Yes, everyone contributed to the Warriors’ loss, but on a night where Steph Curry was clearly fatigued and Klay Thompson was off, there’s little excuse for Poole to not be the team’s leading scorer. Instead, it was Jonathan Kuminga, who had 24 and made more 3-pointers than Poole in the contest.

The Warriors are now 0-23 on the road this season when trailing going into fourth quarter. They haven not won a road game since January.

And in the last three road losses amid the team’s 11-game road losing streak, they’ve been specifically done in by early fourth quarter play.

Those are Poole-led minutes.

The Warriors need reliable secondary scoring and a bench unit that can hold its own while Curry sits.

Yes, Thompson needs to be more consistent and Andrew Wiggins’ return could change the paradigm, but if those things do not change, the Warriors will be looking to Poole to raise his game.

Or, to be more blunt: The Warriors need Poole to win some games.

It’s not an out-of-bounds ask for a player set to make an average of $32 million a season on his next contract.

And yet it seems distant for Poole in the final games before that contract begins.

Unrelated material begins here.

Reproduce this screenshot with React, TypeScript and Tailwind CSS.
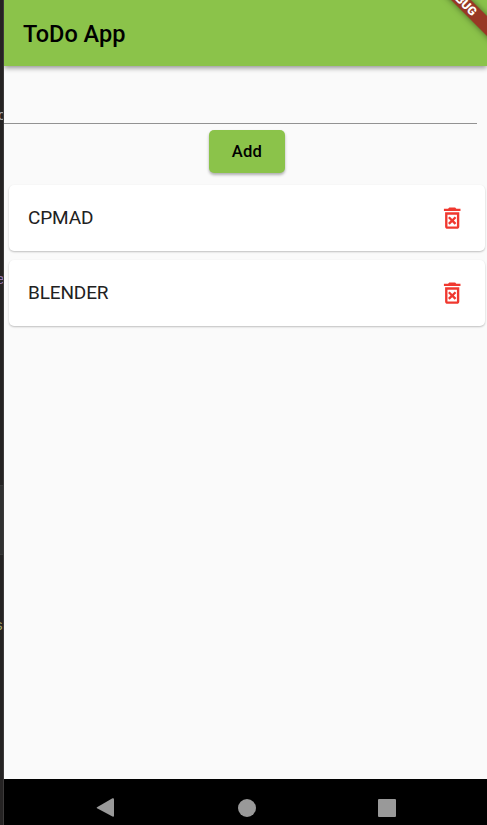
import { MdOutlineDeleteForever } from "react-icons/md";

const todos = ["CPMAD", "BLENDER"];

function TodoCard({ title }: { title: string }) {
  return (
    <li className="flex h-[66px] items-center justify-between rounded-[5px] bg-white pr-[19px] pl-[19px] shadow-[0_1px_2px_rgba(0,0,0,0.24)]">
      <span className="pb-[1px] text-[19px] leading-none tracking-[-0.15px] text-[#212121]">{title}</span>
      <button type="button" aria-label={"Delete " + title}>
        <MdOutlineDeleteForever className="size-[28.4px] text-[#f0382f]" />
      </button>
    </li>
  );
}

function EditorEdge() {
  return (
    <aside className="relative w-1 shrink-0 overflow-hidden border-r border-[#3c3a3a] bg-[#252323] font-['Liberation_Sans',sans-serif] text-[15px] leading-none">
      <span className="absolute top-[107px] left-[-2px] text-[#a5a5a5]">d</span>
      <span className="absolute top-[271px] left-[-4px] text-[#9876aa]">e</span>
      <div className="absolute top-[485px] h-[70px] w-full border-y border-[#393939] bg-[#303030]" />
      <span className="absolute top-[617px] left-[-5px] text-[#a5a56a]">s</span>
    </aside>
  );
}

export default function App() {
  return (
    <div className="flex h-[825px] w-[487px] overflow-hidden font-[Roboto,sans-serif]">
      <EditorEdge />
      <div className="relative flex min-w-0 flex-1 flex-col overflow-hidden bg-[#fafafa]">
        <header className="z-10 flex h-[66px] shrink-0 items-center bg-[#8bc34a] pl-[19px] shadow-[0_2px_5px_rgba(0,0,0,0.42)]">
          <h1 className="pt-[4px] text-[23.5px] leading-none font-medium text-black">ToDo App</h1>
        </header>
        <div className="absolute top-[-7px] left-[397px] z-20 flex h-[14px] w-[120px] rotate-45 items-center justify-center bg-[#983825] text-[12.1px] leading-none font-black text-white shadow-[0_0_6px_rgba(0,0,0,0.5)]">
          DEBUG
        </div>
        <main className="flex flex-1 flex-col">
          <input aria-label="New todo" className="mr-[10px] h-[58px] border-b border-[#929292] bg-transparent px-1 text-[19px] outline-none" />
          <button type="button" className="mt-[6px] ml-[3px] h-[43px] w-[76px] self-center rounded-[5px] bg-[#8bc34a] pt-[2px] text-[16.6px] font-medium tracking-[0.2px] text-black shadow-[0_2px_3px_rgba(0,0,0,0.3)]">
            Add
          </button>
          <ul className="mt-[12px] mr-[2px] ml-[5px] flex flex-col gap-[9.4px]">
            {todos.map((todo) => (
              <TodoCard key={todo} title={todo} />
            ))}
          </ul>
        </main>
        <nav className="flex h-[46px] shrink-0 items-start bg-black pt-[19px] pl-[92px]">
          <svg className="h-[20px] w-[18px] fill-[#999]" viewBox="0 0 18 20">
            <path d="M1 9.2 16.5.3Q18 0 18 1.2V17.8Q18 19 16.5 18.6L1 10.2Q.3 9.7 1 9.2Z" />
          </svg>
          <div className="mt-[1px] ml-[124px] size-[18px] rounded-full bg-[#999]" />
          <div className="mt-[1px] ml-[122px] size-[18px] rounded-[1px] bg-[#999]" />
        </nav>
      </div>
    </div>
  );
}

This most recent road trip has provided ample opportunity for Poole to take over full games (not just a quarter). Yet Poole’s best performance came Saturday and it wasn’t nearly good enough to lift the Dubs. I

This season, Poole is shooting roughly as well as Draymond Green from beyond the 3-point line, with a team-worst effective field goal percentage (51), to boot. Only one player in the NBA shoots more 3-pointers per game than Poole and has a worse shooting percentage from deep — Terry Rozier, the top offensive option for a Hornets squad so bad, they’ve driven Michael Jordan to sell the team.

Include a defense that’s often actively harmful and we’ve seen a player in recent weeks who gives up more than he gets. That’s not winning basketball.

This is not what the Warriors expected when they locked Poole down long term.

Had Poole not signed his mega-deal before the start of the season, I’m not sure that kind of contract would be on the table from the Warriors this summer. It’s been that kind of campaign.

No one can question Poole’s work ethic or talent. Both are huge reasons why the Dubs bet on Poole for the long-term and they haven’t wained.

But as the Warriors’ chances of winning a title wain with every road loss, the pressure to perform increases across the board, and right now, no one on the Dubs has a larger delta between expectation and reality than Poole.